If an add-on is latency-sensitive and is not available in your app’s region, provisioning will fail:
$ heroku addons:create cloudcounter
Adding cloudcounter on calm-ocean-1234... failed
! This app is in region eu, cloudcounter:basic is only available in region us.
You can find add-ons that support your app’s region in the Add-on Runtime Availability reference.
Deploying
Deploying a new release of your app never affects its region. After an app is created, all deploys to it will occur in the originally specified region.
One-off dynos
One-off dynos run in the same region as the rest of the app.

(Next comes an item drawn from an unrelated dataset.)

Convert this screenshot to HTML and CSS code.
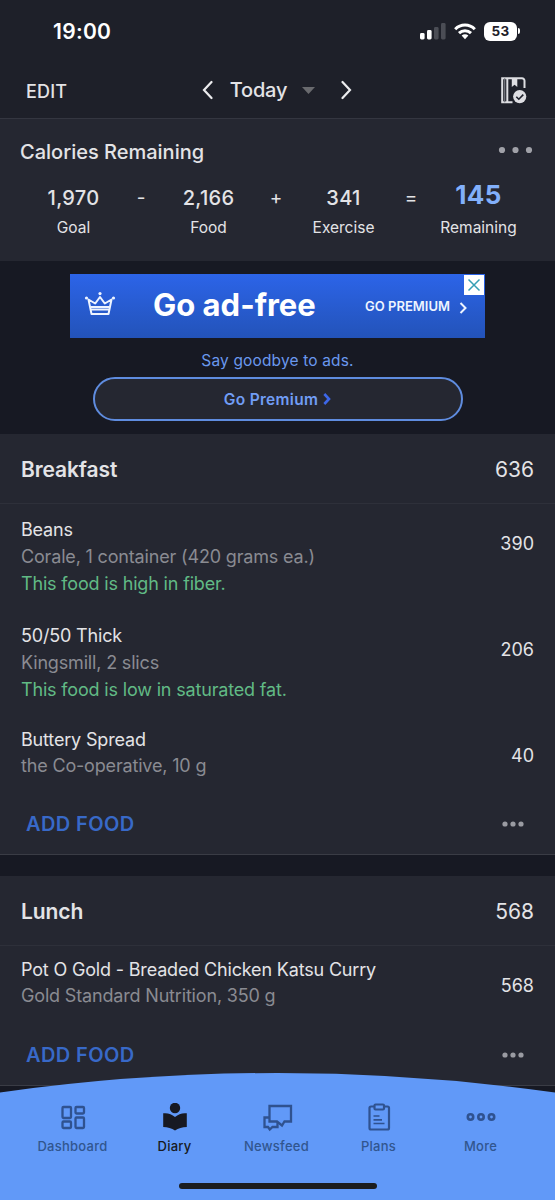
FILE: index.html
```html
<!DOCTYPE html>
<html lang="en">
<head>
    <meta charset="UTF-8">
    <meta name="viewport" content="width=device-width, initial-scale=1.0">
    <title>Diary</title>
    <link rel="stylesheet" href="styles.css">
</head>
<body>
    <div class="app">
        <header class="top">
            <div class="status-bar">
                <span class="clock">19:00</span>
                <div class="status-icons">
                    <svg width="26" height="17" viewBox="0 0 26 17">
                        <rect x="0" y="10" width="4.6" height="6.5" rx="1.4" fill="#fff"/>
                        <rect x="7" y="7" width="4.6" height="9.5" rx="1.4" fill="#fff"/>
                        <rect x="14" y="4" width="4.6" height="12.5" rx="1.4" fill="#4b4d55"/>
                        <rect x="21" y="0" width="4.6" height="16.5" rx="1.4" fill="#4b4d55"/>
                    </svg>
                    <svg class="wifi" width="22" height="17" viewBox="0 0 22 17" fill="none" stroke="#fff" stroke-width="3">
                        <path d="M1.2 6.2C6.6 .6 15.4.6 20.8 6.2"/>
                        <path d="M5 10.1C8.4 6.8 13.6 6.8 17 10.1"/>
                        <path d="M7.6 12.6c2-1.8 4.8-1.8 6.8 0L11 16.3z" fill="#fff" stroke="none"/>
                    </svg>
                    <span class="battery">53</span>
                    <span class="battery-tip"></span>
                </div>
            </div>
            <nav class="date-bar">
                <span class="edit">EDIT</span>
                <div class="date-picker">
                    <svg width="11" height="20" viewBox="0 0 11 20" fill="none" stroke="#ececee" stroke-width="2.2" stroke-linecap="round"><path d="M9.5 2 2 10l7.5 8"/></svg>
                    <span class="today">Today</span>
                    <svg class="caret" width="13" height="7" viewBox="0 0 13 7"><path d="M0 0h13L6.5 7z" fill="#696a6e"/></svg>
                    <svg width="11" height="20" viewBox="0 0 11 20" fill="none" stroke="#ececee" stroke-width="2.2" stroke-linecap="round"><path d="M1.5 2 9 10l-7.5 8"/></svg>
                </div>
                <svg class="journal" width="26" height="27" viewBox="0 0 26 27">
                    <path d="M11.5 25.200H1.200V1.200H21a2.500 2.500 0 0 1 2.500 2.500V11M6.300 1.200v24" fill="none" stroke="#dedee2" stroke-width="2"/>
                    <path d="M3.700 1.200v24" stroke="#777981" stroke-width="1.2"/>
                    <path d="M10.800 1.500h5.500v8.500l-2.750-2.300L10.800 10z" fill="#dedee2"/>
                    <circle cx="18.700" cy="19.600" r="6.600" fill="#dedee2"/>
                    <path d="m15.300 19.700 2.500 2.500 4.500-4.600" fill="none" stroke="#1f212b" stroke-width="1.600"/>
                </svg>
            </nav>
        </header>

        <section class="summary">
            <div class="summary-head">
                <h2>Calories Remaining</h2>
                <svg width="35" height="8" viewBox="0 0 35 8" fill="#a0a1a8"><circle cx="4" cy="4" r="3.1"/><circle cx="17.5" cy="4" r="3.1"/><circle cx="31" cy="4" r="3.1"/></svg>
            </div>
            <div class="equation">
                <div class="term"><b>1,970</b><span>Goal</span></div>
                <i>-</i>
                <div class="term"><b>2,166</b><span>Food</span></div>
                <i>+</i>
                <div class="term"><b>341</b><span>Exercise</span></div>
                <i>=</i>
                <div class="term total"><b>145</b><span>Remaining</span></div>
            </div>
        </section>

        <section class="promo">
            <div class="banner">
                <svg class="crown" width="32" height="26" viewBox="0 0 32 26" fill="none" stroke="#eef4ff" stroke-width="2" stroke-linejoin="round">
                    <path d="M4.500 8.500 7.500 23h17L27.500 8.500 20.800 12.500 16 6l-4.800 6.500zM7 18.500h18M7 16h18"/>
                    <g fill="#eef4ff" stroke="none"><circle cx="2.500" cy="7" r="1.600"/><circle cx="16" cy="2.600" r="1.600"/><circle cx="29.500" cy="7" r="1.600"/></g>
                </svg>
                <strong>Go ad-free</strong>
                <span class="banner-cta">GO PREMIUM</span>
                <svg class="banner-arrow" width="8" height="12" viewBox="0 0 8 12" fill="none" stroke="#eef4ff" stroke-width="2"><path d="m1.500 1 5 5-5 5"/></svg>
                <span class="close"><svg width="14" height="14" viewBox="0 0 14 14" stroke="#369fb4" stroke-width="1.5"><path d="m1.500 1.500 11 11m0-11-11 11"/></svg></span>
            </div>
            <p class="promo-text">Say goodbye to ads.</p>
            <div class="premium-button">
                <span>Go Premium</span>
                <svg width="8" height="12" viewBox="0 0 8 12" fill="none" stroke="#3d67e8" stroke-width="2.6"><path d="m1.300 1 4.700 5-4.700 5"/></svg>
            </div>
        </section>

        <section class="meal">
            <div class="meal-head"><h3>Breakfast</h3><span>636</span></div>
            <div class="food">
                <div>
                    <p class="name">Beans</p>
                    <p class="detail">Corale, 1 container (420 grams ea.)</p>
                    <p class="note">This food is high in fiber.</p>
                </div>
                <span class="kcal">390</span>
            </div>
            <div class="food">
                <div>
                    <p class="name">50/50 Thick</p>
                    <p class="detail">Kingsmill, 2 slics</p>
                    <p class="note">This food is low in saturated fat.</p>
                </div>
                <span class="kcal">206</span>
            </div>
            <div class="food short">
                <div>
                    <p class="name">Buttery Spread</p>
                    <p class="detail">the Co-operative, 10 g</p>
                </div>
                <span class="kcal">40</span>
            </div>
            <div class="meal-foot">
                <span>ADD FOOD</span>
                <svg width="22" height="6" viewBox="0 0 22 6" fill="#9a9ba2"><circle cx="3" cy="3" r="2.6"/><circle cx="11" cy="3" r="2.6"/><circle cx="19" cy="3" r="2.6"/></svg>
            </div>
        </section>

        <section class="meal lunch">
            <div class="meal-head"><h3>Lunch</h3><span>568</span></div>
            <div class="food short">
                <div>
                    <p class="name">Pot O Gold - Breaded Chicken Katsu Curry</p>
                    <p class="detail">Gold Standard Nutrition, 350 g</p>
                </div>
                <span class="kcal">568</span>
            </div>
            <div class="meal-foot">
                <span>ADD FOOD</span>
                <svg width="22" height="6" viewBox="0 0 22 6" fill="#9a9ba2"><circle cx="3" cy="3" r="2.6"/><circle cx="11" cy="3" r="2.6"/><circle cx="19" cy="3" r="2.6"/></svg>
            </div>
        </section>

        <footer class="tab-bar">
            <svg class="curve" width="555" height="127" viewBox="0 0 555 127"><path d="M0 19.500Q138 0 277.500 0T555 19.500V127H0z" fill="#6199f8"/></svg>
            <div class="tabs">
                <div class="tab">
                    <svg width="32" height="30" viewBox="0 0 32 30" fill="none" stroke="#2f5290" stroke-width="2.3">
                        <rect x="5.500" y="4" width="8.500" height="11" rx="1"/><rect x="18.500" y="4" width="8.500" height="6.500" rx="1"/>
                        <rect x="5.500" y="18.500" width="8.500" height="6.500" rx="1"/><rect x="18.500" y="14.500" width="8.500" height="10.500" rx="1"/>
                    </svg>
                    <span>Dashboard</span>
                </div>
                <div class="tab active">
                    <svg width="32" height="30" viewBox="0 0 32 30" fill="#171922">
                        <circle cx="16" cy="5" r="5.200"/>
                        <path d="M4.200 10.300Q11 9.500 16 14q5-4.500 11.800-3.700V24Q21 24 16 27.500 11 24 4.200 24z"/>
                    </svg>
                    <span>Diary</span>
                </div>
                <div class="tab">
                    <svg width="32" height="30" viewBox="0 0 32 30" fill="none" stroke="#2f5290" stroke-width="2.3">
                        <path d="M8.500 3h21.500v15.500h-6.500l-2.500 4-5-4H8.500z"/>
                        <path d="M8.500 14.500H3.500v9.500h3.500l1.800 2.500 2.700-2.500h5v-5"/>
                    </svg>
                    <span>Newsfeed</span>
                </div>
                <div class="tab">
                    <svg width="32" height="30" viewBox="0 0 32 30" fill="none" stroke="#2f5290" stroke-width="2.2">
                        <rect x="6.500" y="3.500" width="19.500" height="23" rx="1.500"/>
                        <rect x="11.500" y="1.500" width="9.500" height="5" rx="1" fill="#6199f8"/>
                        <path d="M10.500 13h6m-6 3.800h8.500m-8.500 3.700h11" stroke-width="1.700"/>
                    </svg>
                    <span>Plans</span>
                </div>
                <div class="tab">
                    <svg width="32" height="30" viewBox="0 0 32 30" fill="none" stroke="#2f5290" stroke-width="2.6"><circle cx="5.500" cy="14" r="2.700"/><circle cx="16" cy="14" r="2.700"/><circle cx="26.500" cy="14" r="2.700"/></svg>
                    <span>More</span>
                </div>
            </div>
            <div class="home-indicator"></div>
        </footer>
    </div>
</body>
</html>
```
FILE: styles.css
```css
* {
    box-sizing: border-box;
}

body {
    margin: 0;
    background: #171923;
    color: #e3e3e6;
    font-family: Inter, "Liberation Sans", sans-serif;
}

h2, h3, p {
    margin: 0;
}

svg {
    display: block;
    flex-shrink: 0;
}

.app {
    position: relative;
    width: 555px;
    height: 1200px;
    overflow: hidden;
}

/* status bar and date picker */
.top {
    height: 119px;
    background: #1e2029;
    border-bottom: 1px solid #343640;
}

.status-bar {
    display: flex;
    justify-content: space-between;
    align-items: center;
    height: 62px;
    padding: 0 35px 0 53px;
}

.clock {
    color: #fff;
    font-size: 21px;
    font-weight: 600;
    letter-spacing: 0.3px;
}

.status-icons {
    display: flex;
    align-items: center;
}

.wifi {
    margin-left: 8px;
}

.battery {
    width: 33px;
    height: 19px;
    margin-left: 8px;
    border-radius: 6px;
    background: #fff;
    color: #1e2029;
    font-size: 13.5px;
    font-weight: 700;
    letter-spacing: 0.4px;
    line-height: 19px;
    text-align: center;
}

.battery-tip {
    width: 2px;
    height: 6px;
    margin-left: 1px;
    border-radius: 0 2px 2px 0;
    background: #fff;
}

.date-bar {
    display: grid;
    grid-template-columns: 1fr auto 1fr;
    align-items: center;
    height: 56px;
    padding: 0 28px 0 26px;
}

.edit {
    padding-top: 2px;
    font-size: 18px;
    font-weight: 500;
    letter-spacing: 0.2px;
}

.date-picker {
    display: flex;
    align-items: center;
    margin-left: 1px;
}

.today {
    margin-left: 17px;
    font-size: 20px;
    font-weight: 500;
    letter-spacing: -0.2px;
}

.caret {
    margin: 0 26px 0 15px;
}

.journal {
    justify-self: end;
}

/* calories equation */
.summary {
    height: 142px;
    padding: 19px 20px 0;
    background: #252731;
}

.summary-head {
    display: flex;
    justify-content: space-between;
    align-items: center;
    height: 27px;
    padding-right: 2px;
}

.summary-head svg {
    margin-bottom: 4px;
}

.summary-head h2 {
    font-size: 20px;
    font-weight: 500;
}

.equation {
    display: grid;
    grid-template-columns: 107px 28px 107px 28px 107px 28px 107px;
    margin-top: 16px;
}

.equation i {
    font-size: 19px;
    font-style: normal;
    line-height: 34px;
    text-align: center;
}

.term {
    display: flex;
    flex-direction: column;
    align-items: center;
}

.term b {
    height: 34px;
    font-size: 20px;
    font-weight: 500;
    letter-spacing: 0.3px;
    line-height: 34px;
}

.term span {
    font-size: 15.5px;
    line-height: 25px;
}

.total b {
    color: #82b0fb;
    font-size: 26px;
    font-weight: 700;
    line-height: 28px;
}

/* ad block */
.promo {
    display: flex;
    flex-direction: column;
    align-items: center;
    height: 173px;
    padding-top: 13px;
}

.banner {
    position: relative;
    display: flex;
    align-items: center;
    width: 415px;
    height: 64px;
    padding: 0 18px 4px 14px;
    background: linear-gradient(#2c64e8, #2353b9);
    color: #eef4ff;
}

.banner strong {
    margin-left: 37px;
    color: #fff;
    font-size: 31px;
    font-weight: 700;
}

.banner-cta {
    margin-left: auto;
    padding-top: 4px;
    font-size: 13px;
    font-weight: 600;
}

.banner-arrow {
    margin: 7px 0 0 9px;
}

.close {
    position: absolute;
    top: 1px;
    right: 1px;
    padding: 3px;
    background: #fff;
}

.promo-text {
    margin-top: 13px;
    color: #6a98ee;
    font-size: 15.5px;
    letter-spacing: 0.15px;
    line-height: 20px;
}

.premium-button {
    display: flex;
    justify-content: center;
    align-items: center;
    gap: 5px;
    width: 370px;
    height: 44px;
    margin-top: 6px;
    border: 2px solid #5f8cdf;
    border-radius: 22px;
    background: #252731;
    color: #719df5;
    font-size: 15.5px;
    font-weight: 600;
    letter-spacing: 0.3px;
}

/* meals */
.meal {
    height: 421px;
    border-bottom: 1px solid #3a3c45;
    background: #252731;
}

.lunch {
    height: 210px;
    margin-top: 21px;
}

.meal-head {
    display: flex;
    justify-content: space-between;
    align-items: center;
    height: 70px;
    padding: 2px 21px 0;
    border-bottom: 1px solid #2e303a;
    font-size: 21px;
}

.meal-head h3 {
    font-size: 21px;
    font-weight: 600;
    letter-spacing: -0.1px;
}

.food {
    display: flex;
    justify-content: space-between;
    height: 106px;
    padding: 12px 21px 0;
    font-size: 18px;
    letter-spacing: -0.17px;
    line-height: 27px;
}

.detail {
    color: #8a8b92;
}

.note {
    color: #61ba85;
}

.kcal {
    padding-top: 14px;
    letter-spacing: 0;
}

.short {
    height: 94px;
    padding-top: 11px;
    line-height: 26px;
}

.short .kcal {
    padding-top: 16px;
}

.meal-foot {
    display: flex;
    justify-content: space-between;
    align-items: center;
    padding: 0 31px 0 26px;
}

.lunch .meal-foot {
    padding-top: 1px;
}

.meal-foot span {
    color: #3869c8;
    font-size: 20px;
    font-weight: 600;
    letter-spacing: 0.4px;
    line-height: 28px;
}

/* bottom tabs, drawn over the diary */
.tab-bar {
    position: absolute;
    bottom: 0;
    left: 0;
    width: 555px;
    height: 127px;
}

.curve {
    position: absolute;
    top: 0;
    left: 0;
}

.tabs {
    position: relative;
    display: grid;
    grid-template-columns: repeat(5, 102px);
    justify-content: center;
    padding: 30px 2px 0 0;
}

.tab {
    display: flex;
    flex-direction: column;
    align-items: center;
    color: #31568f;
    font-size: 13px;
    font-weight: 500;
    letter-spacing: 0.25px;
    line-height: 18px;
}

.tab span {
    margin-top: 4px;
}

.active {
    color: #171922;
}

.home-indicator {
    position: relative;
    width: 198px;
    height: 6px;
    margin: 28px auto 0;
    border-radius: 3px;
    background: #1b1d20;
}
```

This is also true of services (such as Heroku Scheduler) that provision one-off dynos to execute jobs.
Custom domains
Custom domain configuration is region-agnostic. Use the heroku domains
commands to manage custom domains.
Data residency
Dynos and databases reside physically in the region where you create them. However, Heroku consists of a number of additional services that are not always located in the same region.
Consider the following aspects of Heroku’s architecture to understand how data might be transmitted and stored geographically:
- No guarantees are made about the physical location of Heroku’s control surface APIs, through which all CLI commands and the management of your applications occur.
- Logs for the Common Runtime are routed in the same region the app is running within. For example, logs for an app in the
us
region gets routed through theus
infrastructure. - Logs for apps in Private Spaces stay within the same region as the space itself. For example, logs for an app in a Tokyo space routes through the infrastructure in Tokyo. You can deploy apps with strict compliance requirements in Shield Private Spaces, which uses Private Space Logging to route logs instead of Logplex.
- Heroku does not control where add-on providers store data. Contact add-on providers directly for more information.
- For more details on data residency in Heroku Postgres, please see the Data Residency section within the Heroku Postgres documentation.
See the Salesforce Infrastructure & Sub-processors document for the list of sub-processors Heroku uses and the list of countries where Heroku data is stored and processed.